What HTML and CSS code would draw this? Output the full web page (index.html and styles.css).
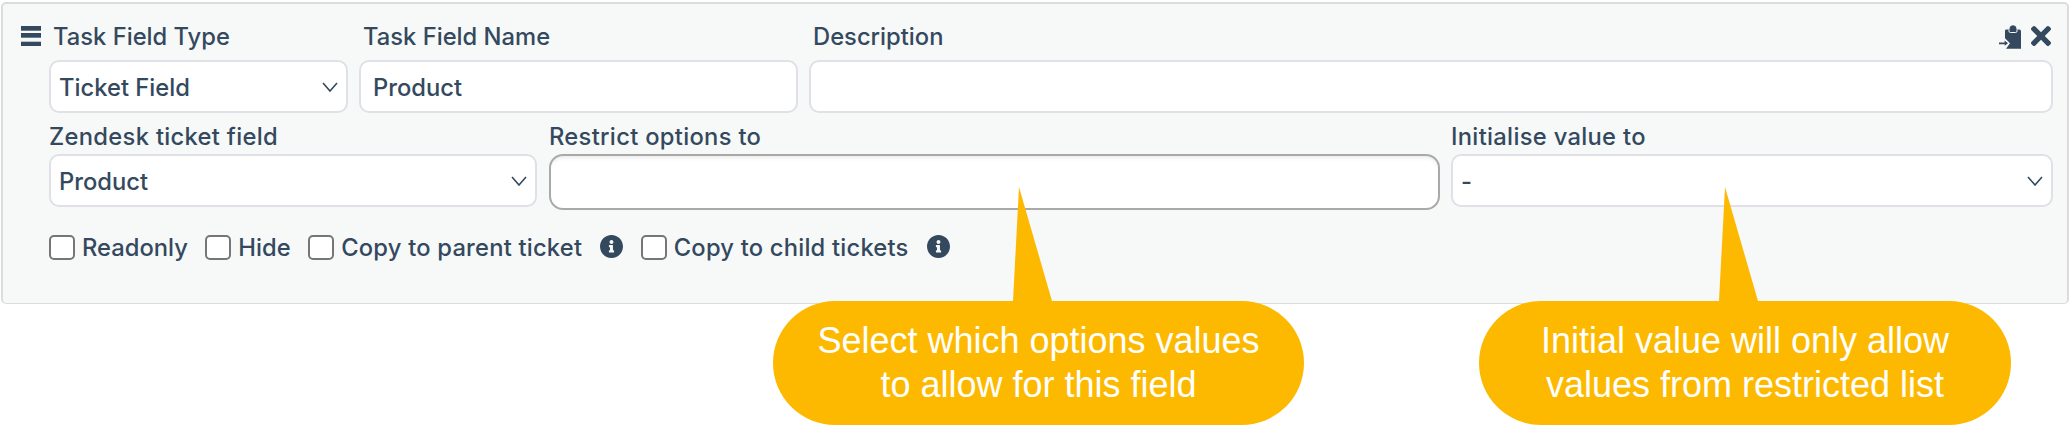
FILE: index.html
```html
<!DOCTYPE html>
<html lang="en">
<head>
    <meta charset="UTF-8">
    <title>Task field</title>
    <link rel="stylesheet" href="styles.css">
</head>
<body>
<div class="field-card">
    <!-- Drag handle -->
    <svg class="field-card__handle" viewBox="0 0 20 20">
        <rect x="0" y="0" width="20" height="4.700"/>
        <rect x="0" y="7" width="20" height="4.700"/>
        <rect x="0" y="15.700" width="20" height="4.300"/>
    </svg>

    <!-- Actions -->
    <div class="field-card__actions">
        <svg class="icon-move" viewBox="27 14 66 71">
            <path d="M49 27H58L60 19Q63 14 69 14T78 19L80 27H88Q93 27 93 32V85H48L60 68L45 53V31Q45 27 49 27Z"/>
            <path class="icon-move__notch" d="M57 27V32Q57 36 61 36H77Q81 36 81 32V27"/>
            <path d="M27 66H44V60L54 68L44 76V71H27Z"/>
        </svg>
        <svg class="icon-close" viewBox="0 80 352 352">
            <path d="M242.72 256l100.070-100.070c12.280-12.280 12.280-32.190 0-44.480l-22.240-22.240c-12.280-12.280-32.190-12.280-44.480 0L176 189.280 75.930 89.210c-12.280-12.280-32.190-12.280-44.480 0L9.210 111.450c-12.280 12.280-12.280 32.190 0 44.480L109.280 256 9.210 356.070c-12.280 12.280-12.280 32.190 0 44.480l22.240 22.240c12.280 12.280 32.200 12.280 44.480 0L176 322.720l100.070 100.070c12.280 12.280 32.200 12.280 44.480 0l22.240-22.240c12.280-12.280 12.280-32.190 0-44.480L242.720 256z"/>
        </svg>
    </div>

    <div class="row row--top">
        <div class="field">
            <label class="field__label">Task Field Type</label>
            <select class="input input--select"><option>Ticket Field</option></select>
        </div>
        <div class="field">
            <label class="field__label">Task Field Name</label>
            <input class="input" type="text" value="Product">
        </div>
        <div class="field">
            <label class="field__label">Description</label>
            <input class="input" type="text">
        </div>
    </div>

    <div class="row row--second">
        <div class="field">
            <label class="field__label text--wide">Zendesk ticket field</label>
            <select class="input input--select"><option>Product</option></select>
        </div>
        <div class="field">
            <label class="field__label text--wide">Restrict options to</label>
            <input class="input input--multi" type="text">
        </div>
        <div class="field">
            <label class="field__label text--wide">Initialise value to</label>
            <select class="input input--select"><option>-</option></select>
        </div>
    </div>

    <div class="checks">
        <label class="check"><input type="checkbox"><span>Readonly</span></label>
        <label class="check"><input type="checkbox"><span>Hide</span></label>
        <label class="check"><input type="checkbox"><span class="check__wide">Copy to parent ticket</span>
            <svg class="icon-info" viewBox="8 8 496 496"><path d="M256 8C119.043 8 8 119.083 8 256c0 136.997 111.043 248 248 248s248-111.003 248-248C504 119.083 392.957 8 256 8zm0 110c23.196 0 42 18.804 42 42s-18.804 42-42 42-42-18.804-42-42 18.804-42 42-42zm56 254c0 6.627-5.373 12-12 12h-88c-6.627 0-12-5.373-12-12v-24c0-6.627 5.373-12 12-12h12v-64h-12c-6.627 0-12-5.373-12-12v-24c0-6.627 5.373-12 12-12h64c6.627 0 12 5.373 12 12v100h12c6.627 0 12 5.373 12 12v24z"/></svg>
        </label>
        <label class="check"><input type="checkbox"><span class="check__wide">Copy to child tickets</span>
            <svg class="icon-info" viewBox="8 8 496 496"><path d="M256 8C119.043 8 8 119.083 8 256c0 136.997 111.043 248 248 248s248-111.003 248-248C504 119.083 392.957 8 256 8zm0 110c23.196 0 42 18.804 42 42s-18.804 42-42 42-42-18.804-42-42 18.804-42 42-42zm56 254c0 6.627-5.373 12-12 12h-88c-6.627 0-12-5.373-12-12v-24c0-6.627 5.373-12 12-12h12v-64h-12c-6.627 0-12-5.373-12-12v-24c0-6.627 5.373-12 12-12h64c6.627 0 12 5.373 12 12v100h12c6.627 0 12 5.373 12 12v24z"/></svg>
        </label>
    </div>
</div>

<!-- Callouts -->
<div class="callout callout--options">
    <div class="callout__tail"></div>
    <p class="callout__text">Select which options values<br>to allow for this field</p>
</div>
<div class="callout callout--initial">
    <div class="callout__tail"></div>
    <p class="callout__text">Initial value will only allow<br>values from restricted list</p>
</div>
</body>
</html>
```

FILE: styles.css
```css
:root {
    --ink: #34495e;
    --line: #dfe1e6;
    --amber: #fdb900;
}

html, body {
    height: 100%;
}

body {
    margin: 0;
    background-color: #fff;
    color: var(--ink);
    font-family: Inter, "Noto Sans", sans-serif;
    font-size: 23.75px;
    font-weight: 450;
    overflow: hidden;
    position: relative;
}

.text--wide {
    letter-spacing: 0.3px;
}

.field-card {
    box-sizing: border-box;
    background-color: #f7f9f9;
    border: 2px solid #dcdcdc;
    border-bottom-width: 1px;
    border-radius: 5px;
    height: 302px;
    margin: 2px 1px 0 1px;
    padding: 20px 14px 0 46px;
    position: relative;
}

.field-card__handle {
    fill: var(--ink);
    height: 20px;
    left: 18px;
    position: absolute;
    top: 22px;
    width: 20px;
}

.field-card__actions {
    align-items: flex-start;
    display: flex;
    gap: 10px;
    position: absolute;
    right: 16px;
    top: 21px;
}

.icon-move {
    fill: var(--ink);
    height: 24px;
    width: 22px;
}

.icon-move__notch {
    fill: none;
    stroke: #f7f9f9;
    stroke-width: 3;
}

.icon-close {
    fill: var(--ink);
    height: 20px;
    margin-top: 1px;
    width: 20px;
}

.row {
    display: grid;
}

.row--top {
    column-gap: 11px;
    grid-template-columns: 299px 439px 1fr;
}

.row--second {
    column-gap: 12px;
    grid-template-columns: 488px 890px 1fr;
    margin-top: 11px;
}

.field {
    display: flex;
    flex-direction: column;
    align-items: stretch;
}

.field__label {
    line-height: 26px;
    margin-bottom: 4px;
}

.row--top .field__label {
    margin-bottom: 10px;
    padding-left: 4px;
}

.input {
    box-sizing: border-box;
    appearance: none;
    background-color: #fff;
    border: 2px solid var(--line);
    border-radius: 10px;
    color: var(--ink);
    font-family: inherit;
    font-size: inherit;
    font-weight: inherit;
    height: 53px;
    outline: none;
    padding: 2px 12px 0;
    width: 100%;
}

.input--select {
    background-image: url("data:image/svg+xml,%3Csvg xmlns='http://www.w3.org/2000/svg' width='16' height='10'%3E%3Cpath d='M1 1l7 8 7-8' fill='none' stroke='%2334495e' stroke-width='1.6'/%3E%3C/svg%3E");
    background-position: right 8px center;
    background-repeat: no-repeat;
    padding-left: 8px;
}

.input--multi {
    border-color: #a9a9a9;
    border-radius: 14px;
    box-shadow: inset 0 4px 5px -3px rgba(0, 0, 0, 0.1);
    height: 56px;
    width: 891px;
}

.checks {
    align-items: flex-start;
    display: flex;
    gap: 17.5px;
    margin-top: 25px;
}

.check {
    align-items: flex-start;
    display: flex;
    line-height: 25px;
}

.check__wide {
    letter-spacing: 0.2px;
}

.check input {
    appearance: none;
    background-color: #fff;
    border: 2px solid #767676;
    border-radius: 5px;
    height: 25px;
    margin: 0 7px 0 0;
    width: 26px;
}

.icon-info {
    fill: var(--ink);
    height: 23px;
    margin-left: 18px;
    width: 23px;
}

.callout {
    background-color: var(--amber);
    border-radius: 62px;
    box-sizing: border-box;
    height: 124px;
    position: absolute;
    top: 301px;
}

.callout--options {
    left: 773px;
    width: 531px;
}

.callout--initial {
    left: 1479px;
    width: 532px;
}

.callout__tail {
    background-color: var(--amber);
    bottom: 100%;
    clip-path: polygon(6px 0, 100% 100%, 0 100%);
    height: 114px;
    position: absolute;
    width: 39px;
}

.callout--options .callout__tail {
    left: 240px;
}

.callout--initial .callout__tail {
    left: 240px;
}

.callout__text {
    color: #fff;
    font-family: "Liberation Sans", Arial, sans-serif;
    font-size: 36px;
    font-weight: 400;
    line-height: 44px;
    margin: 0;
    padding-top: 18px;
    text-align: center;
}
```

..........

WRITTEN PROBLEM: State how many lines of the listing include "styles", and nothing more.

TASK OUTPUT: 3